How often audit occurs and by whom may be a
matter of considerable difference among various
countries. Adding extra layers of mandatory
audit may compromise the quality of patient care
without helping to avoid the occasional bad
decision.
6. When patients lack a surrogate, little difficulty
arises when the benefit-burden ratio clearly favors
administration and continuation of
life-prolonging treatment. When the
benefit-burden ratio is less certain or reversed, a
wide variety of mechanisms have been proposed
to aid or to review the physician’s decision
making.
7. The physician may appropriately withdraw or
withhold life-prolonging treatment when, in the
view of the informed surrogate and physician,
continued treatment would lead to unacceptable
burdens without sufficient compensating
benefits. What counts as a benefit and a burden
and the relative ratio between them depend on
specific situational factors, and therefore, good
decisions in this category of patients demand
individual discretion. While these patients possess
a vulnerability which makes them frequently
subject to social discrimination and
stigmatization, their interests are not protected by
the elimination of decisional discretion. On the
contrary, a trustworthy physician and the
processes of appropriate audit are better means of
protecting the interests of vulnerable patients.
PART IV: SCARCITY (17)
Growing needs and demands, a growing range of
increasingly costly medical options, and
diminishing resources compel us to recognize that
it is not feasible to offer all beneficial treatments
that are medically possible to all patients.

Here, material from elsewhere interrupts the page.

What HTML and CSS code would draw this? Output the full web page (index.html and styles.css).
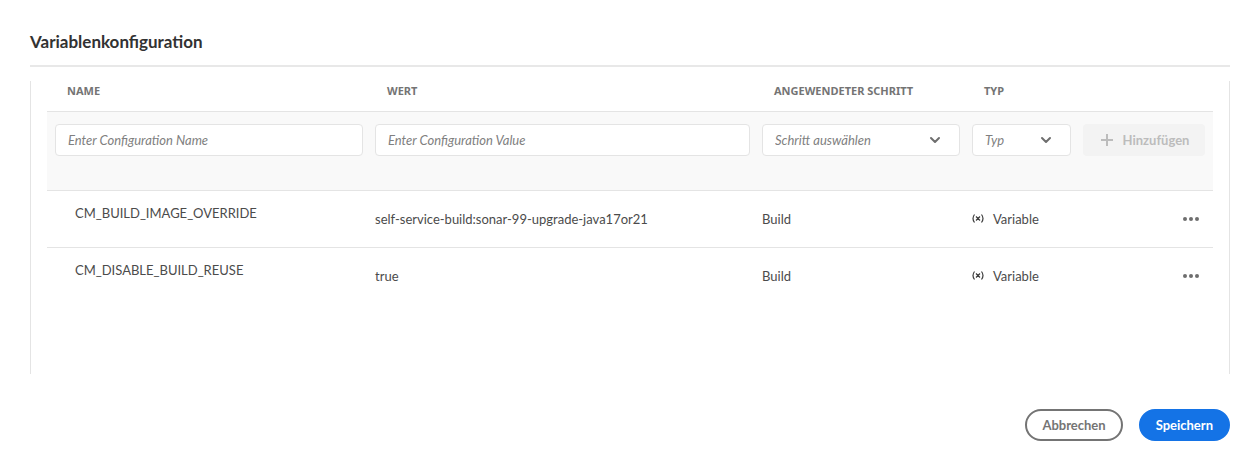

Necessarily, all communities face scarcities. Some
instances of scarcity can be addressed by a
particular allocation of funds. Others, such as a
shortage of organs for transplant, may involve
absolute limitations which may not be resolved
easily within the apparently acceptable range of
ethical choices. Scarcity, by definition, requires
choice, and any choice in the context of scarcity
requires forgoing alternative choices. Societies
may deny that they make such choices or disguise
the ones they make, but they do so at the price of
honesty, justice and efficiency. Honest responses
to situations which require choice may, on the
other hand, yield long-term advantages. Scarcity
forces societies and institutions to establish
priorities which may give rise to more efficient
resource use, such as devoting more resources to
those medical circumstances where the returns in
terms of health outcomes are likely to be the
greatest. In determining priorities, given the
scarcity of health resources, the following
concepts play critical roles:
1. The principle of justice requires universal
access to an acceptable, decent minimum of basic
health care.
2. What constitutes this acceptable, decent
minimum of basic health care will depend on the
particular society’s general level of affluence and
other priorities and hence will vary not only from
culture to culture but from time to time (18). The
principal task is to assess other competing values
and to make judgments about which health care
needs are most pressing and which responses to
those needs are reasonable and proportional.
3. When a society decides to declare a right to
certain health services for all, it must incorporate
into that decision a willingness to give up
alternative uses of those resources necessary to
deliver such care.
4. If medical decision making emphasizes
cost-effective therapies, the burdens of satisfying
the desired universal access will be markedly
reduced.
5. Sometimes relatively unfettered market
transactions can do a good job of delivering
cost-effective health care products and services,
but, even when market processes deliver
efficiency, they do so at the cost of equitable
access; thus, the market place cannot be the sole
determinant of access and priorities.
Guidelines
With these notions in mind, the following
guidelines should be considered:
1. Society must establish the limits and the
priorities for lifesustaining treatment options.
2. Processes used to establish such limits must be,
and be perceived to be, open and fair.